Australian National Breastfeeding Strategy 2010-2015

1.1 Introduction

Page last updated: 15 July 2010

The aim of the Australian National Breastfeeding Strategy is to contribute to improving the health, nutrition and wellbeing of infants and young children, and the health and wellbeing of mothers, by protecting, promoting, supporting and monitoring breastfeeding.

The Australian and state and territory governments are committed to promoting the value of breastfeeding and improving breastfeeding rates in Australia.
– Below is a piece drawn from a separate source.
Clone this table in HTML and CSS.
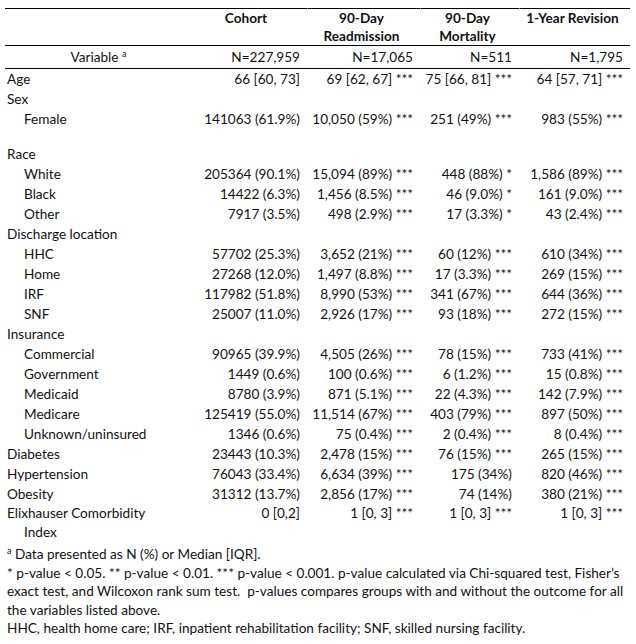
FILE: index.html
```html
<!DOCTYPE html>
<html>
<head>
<meta charset="utf-8">
<link rel="stylesheet" href="styles.css">
</head>
<body>
<div class="wrap">
<table class="t">
<colgroup>
<col class="c1"><col class="c2"><col class="c3"><col class="c4"><col class="c5">
</colgroup>
<thead>
<tr class="h">
<th></th>
<th>Cohort</th>
<th class="g">90-Day<br>Readmission</th>
<th class="g">90-Day<br>Mortality</th>
<th class="g">1-Year Revision</th>
</tr>
<tr class="n">
<td class="var">Variable <sup>a</sup></td>
<td>N=227,959</td>
<td>N=17,065</td>
<td>N=511</td>
<td>N=1,795</td>
</tr>
</thead>
<tbody>
<tr><td>Age</td><td>66 [60, 73]</td><td>69 [62, 67] ***</td><td>75 [66, 81] ***</td><td>64 [57, 71] ***</td></tr>
<tr><td>Sex</td><td></td><td></td><td></td><td></td></tr>
<tr><td class="i">Female</td><td>141063 (61.9%)</td><td>10,050 (59%) ***</td><td>251 (49%) ***</td><td>983 (55%) ***</td></tr>
<tr class="blank"><td></td><td></td><td></td><td></td><td></td></tr>
<tr><td>Race</td><td></td><td></td><td></td><td></td></tr>
<tr><td class="i">White</td><td>205364 (90.1%)</td><td>15,094 (89%) ***</td><td>448 (88%) *</td><td>1,586 (89%) ***</td></tr>
<tr><td class="i">Black</td><td>14422 (6.3%)</td><td>1,456 (8.5%) ***</td><td>46 (9.0%) *</td><td>161 (9.0%) ***</td></tr>
<tr><td class="i">Other</td><td>7917 (3.5%)</td><td>498 (2.9%) ***</td><td>17 (3.3%) *</td><td>43 (2.4%) ***</td></tr>
<tr><td>Discharge location</td><td></td><td></td><td></td><td></td></tr>
<tr><td class="i">HHC</td><td>57702 (25.3%)</td><td>3,652 (21%) ***</td><td>60 (12%) ***</td><td>610 (34%) ***</td></tr>
<tr><td class="i">Home</td><td>27268 (12.0%)</td><td>1,497 (8.8%) ***</td><td>17 (3.3%) ***</td><td>269 (15%) ***</td></tr>
<tr><td class="i">IRF</td><td>117982 (51.8%)</td><td>8,990 (53%) ***</td><td>341 (67%) ***</td><td>644 (36%) ***</td></tr>
<tr><td class="i">SNF</td><td>25007 (11.0%)</td><td>2,926 (17%) ***</td><td>93 (18%) ***</td><td>272 (15%) ***</td></tr>
<tr><td>Insurance</td><td></td><td></td><td></td><td></td></tr>
<tr><td class="i">Commercial</td><td>90965 (39.9%)</td><td>4,505 (26%) ***</td><td>78 (15%) ***</td><td>733 (41%) ***</td></tr>
<tr><td class="i">Government</td><td>1449 (0.6%)</td><td>100 (0.6%) ***</td><td>6 (1.2%) ***</td><td>15 (0.8%) ***</td></tr>
<tr><td class="i">Medicaid</td><td>8780 (3.9%)</td><td>871 (5.1%) ***</td><td>22 (4.3%) ***</td><td>142 (7.9%) ***</td></tr>
<tr><td class="i">Medicare</td><td>125419 (55.0%)</td><td>11,514 (67%) ***</td><td>403 (79%) ***</td><td>897 (50%) ***</td></tr>
<tr><td class="i">Unknown/uninsured</td><td>1346 (0.6%)</td><td>75 (0.4%) ***</td><td>2 (0.4%) ***</td><td>8 (0.4%) ***</td></tr>
<tr><td>Diabetes</td><td>23443 (10.3%)</td><td>2,478 (15%) ***</td><td>76 (15%) ***</td><td>265 (15%) ***</td></tr>
<tr><td>Hypertension</td><td>76043 (33.4%)</td><td>6,634 (39%) ***</td><td>175 (34%)</td><td>820 (46%) ***</td></tr>
<tr><td>Obesity</td><td>31312 (13.7%)</td><td>2,856 (17%) ***</td><td>74 (14%)</td><td>380 (21%) ***</td></tr>
<tr class="last"><td>Elixhauser Comorbidity<br><span class="ind">Index</span></td><td>0 [0,2]</td><td>1 [0, 3] ***</td><td>1 [0, 3] ***</td><td>1 [0, 3] ***</td></tr>
</tbody>
</table>
<div class="notes">
<p><sup>a</sup> Data presented as N (%) or Median [IQR].</p>
<p>* p-value &lt; 0.05. ** p-value &lt; 0.01. *** p-value &lt; 0.001. p-value calculated via Chi-squared test, Fisher’s<br>exact test, and Wilcoxon rank sum test.&nbsp; p-values compares groups with and without the outcome for all<br>the variables listed above.</p>
<p>HHC, health home care; IRF, inpatient rehabilitation facility; SNF, skilled nursing facility.</p>
</div>
</div>
</body>
</html>
```
FILE: styles.css
```css
body {
  margin: 0;
  background: #fff;
  color: #111;
  font-family: Lato, "Open Sans", sans-serif;
  font-size: 13.6px;
}
.wrap {
  padding: 8px 0 0 5px;
}
.t {
  border-collapse: separate;
  border-spacing: 0;
  table-layout: fixed;
  width: 625px;
}
.c1 { width: 185px; }
.c2 { width: 117px; }
.c3 { width: 113px; }
.c4 { width: 99px; }
.c5 { width: 111px; }
.t th,
.t td {
  padding: 0 7px 0 2px;
  line-height: 20px;
  white-space: nowrap;
  text-align: right;
  vertical-align: top;
}
.t td:first-child {
  text-align: left;
}
.h th {
  border-top: 1px solid #000;
  font-weight: bold;
  text-align: center;
  line-height: 18px;
}
.h th.g {
  border-left: 1px solid #fff;
}
.n td {
  border-top: 1px solid #000;
  border-bottom: 1px solid #000;
  padding-top: 2px;
  padding-bottom: 2px;
  line-height: 18px;
}
.t .n td.var {
  text-align: center;
  padding-left: 9px;
}
sup {
  font-size: 9px;
  line-height: 0;
  vertical-align: 5px;
}
.t td.i {
  padding-left: 19px;
}
.blank td {
  height: 15px;
  line-height: 15px;
}
.last td {
  line-height: 19px;
}
.ind {
  padding-left: 17px;
}
.notes {
  margin-top: 3px;
  padding-left: 2px;
  line-height: 18.5px;
  white-space: nowrap;
}
.notes p {
  margin: 0;
}
```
States and territories play a large role in delivering breastfeeding support and other services to new mothers, and in promoting the value of breastfeeding more widely.

A large body of Australian and international evidence shows that breastfeeding provides significant value to infants, mothers and society:

  • babies: breastfed babies are less likely to suffer from a range of serious illnesses and conditions such as gastroenteritis, respiratory illness and otitis media (AIHW 2009, NHMRC 2003);
  • mothers: breastfeeding promotes faster maternal recovery from childbirth and women who have breastfed have reduced risks of breast and ovarian cancers in later life (AIHW 2009, NHMRC 2003); and
  • society: protective effects of breastfeeding in infancy may extend to later life, with reduced risks of obesity and chronic disease (Horta et al. 2007). Breastfeeding may assist the bonding and attachment between mothers and babies. The Productivity Commission (2009) noted that several Australian and overseas studies estimated substantial hospitalisation costs associated with premature weaning because of the association with infant illness.
Breast milk is an environmentally friendly product and there are health risks and financial costs associated with not breastfeeding. This applies to developing countries and developed countries such as Australia. It is important to protect, promote and support breastfeeding at a population level and for those members of the community who are vulnerable to social and health disadvantage. Despite these considerations, about half of Australian babies are not receiving any breast milk by the time they reach six months of age (Baxter 2008).